On Wed, Jul 10, 2024 at 04:17:02PM +0100, Marc Zyngier wrote:
Mark Brown broonie@kernel.org wrote:
- if (ctxt_has_gcs(ctxt)) {
Since this is conditioned on S1PIE, it should be only be evaluated when PIE is enabled in the guest.
So make ctxt_has_gcs() embed a check of ctxt_has_s1pie()?
ctxt_sys_reg(ctxt, GCSPR_EL1) = read_sysreg_el1(SYS_GCSPR);
ctxt_sys_reg(ctxt, GCSCR_EL1) = read_sysreg_el1(SYS_GCSCR);
ctxt_sys_reg(ctxt, GCSCRE0_EL1) = read_sysreg_s(SYS_GCSCRE0_EL1);
Why is this part of the EL1 context? It clearly only matters to EL0 execution, so it could be switched in load/put on nVHE as well. And actually, given that the whole thing is strictly for userspace, why do we switch *anything* eagerly at all?
GCS can also be used independently at EL1 (and EL2 for that matter), it's not purely for userspace even though this series only implements use in userspace. GCSPR_EL1 and GCSCR_EL1 control the use of GCS at EL1, not EL0, and the guest might be using GCS at EL1 even if the host doesn't.
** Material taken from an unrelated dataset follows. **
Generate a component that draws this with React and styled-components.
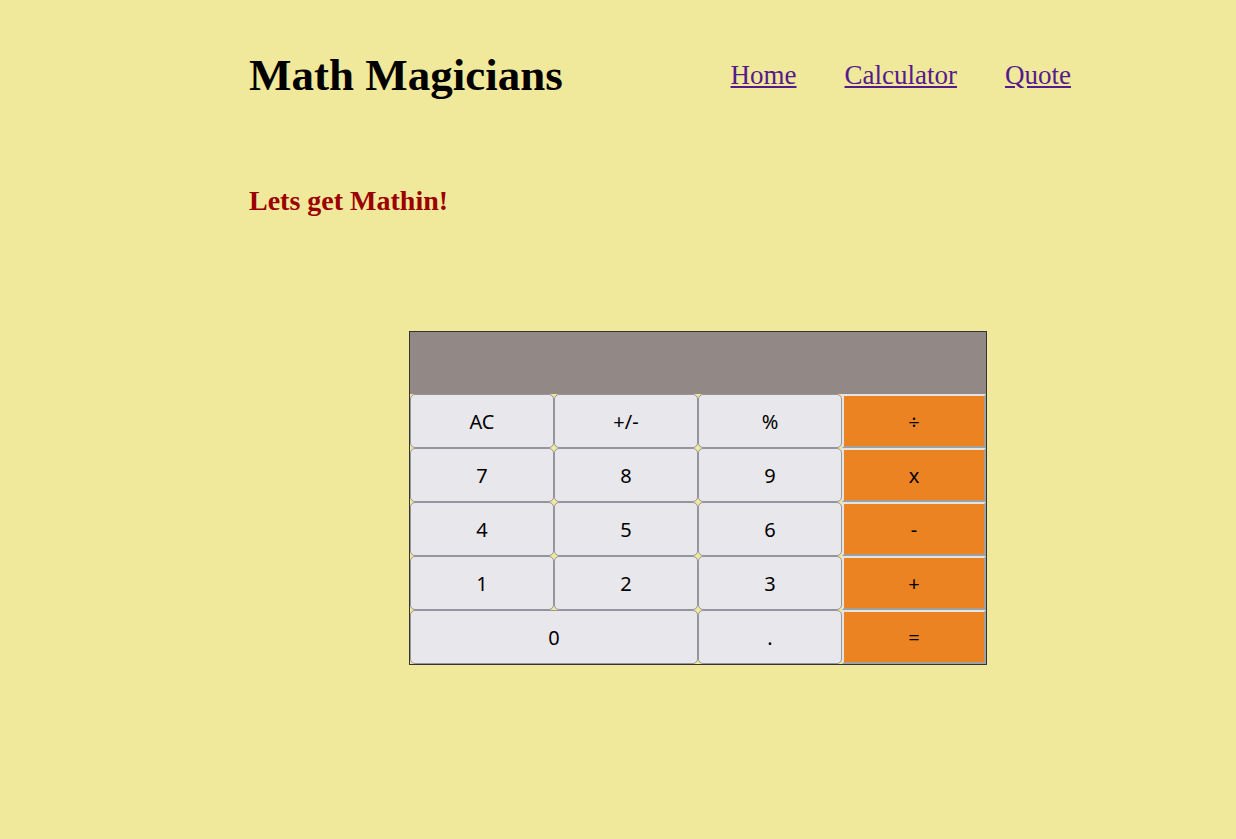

GCSCRE0_EL1 is for EL0 though, it ended up here mainly because it's an _EL1 register and we are already context switching PIRE0_EL1 in the EL1 functions so it seemed consistent to follow the same approach for GCS. The _el1 and _user save/restore functions are called from the same place for both VHE and nVHE so the practical impact of the placement should be minimal AFAICT. Unlike PIRE0_EL1 GCSCRE0_EL1 only has an impact for code runnning at EL0 so I can move it to the _user functions.
TBH I'm not following your comments about switching eagerly too here at all, where would you expect to see the switching done? You've said something along these lines before which prompted me to send a patch to only save the S1PIE registers if they'd been written to which you were quite reasonably not happy with given the extra traps it would cause:
https://lore.kernel.org/r/20240301-kvm-arm64-defer-regs-v1-1-401e3de92e97@ke...
but I'm at a loss as to how to make things less eager otherwise.
@@ -2306,7 +2323,8 @@ static const struct sys_reg_desc sys_reg_descs[] = { ID_AA64PFR0_EL1_GIC | ID_AA64PFR0_EL1_AdvSIMD | ID_AA64PFR0_EL1_FP), },
- ID_SANITISED(ID_AA64PFR1_EL1),
- ID_WRITABLE(ID_AA64PFR1_EL1, ~(ID_AA64PFR1_EL1_RES0 |
ID_AA64PFR1_EL1_BT)),
I don't know what you're trying to do here, but that's not right. If you want to make this register writable, here's the shopping list:
Yes, trying to make things writable. I do see we need to exclude more bits there and I'm not clear why I excluded BTI, looks like I forgot to add a TODO comment at some point and finish that off. Sorry about that.
In the linked mail you say you want to see all fields explicitly handled, could you be more direct about what such explicit handling would look like? I see a number of examples in the existing code like:
ID_WRITABLE(ID_AA64ZFR0_EL1, ~ID_AA64ZFR0_EL1_RES0),
ID_WRITABLE(ID_AA64ISAR0_EL1, ~ID_AA64ISAR0_EL1_RES0), ID_WRITABLE(ID_AA64ISAR1_EL1, ~(ID_AA64ISAR1_EL1_GPI | ID_AA64ISAR1_EL1_GPA | ID_AA64ISAR1_EL1_API | ID_AA64ISAR1_EL1_APA)),
which look to my eye very similar to the above, they do not visibliy explictly enumerate every field in the registers and given that there's a single mask specified it's not clear how that would look. If ID_WRITABLE() took separate read/write masks and combined them it'd be more obvious but it's just not written that way.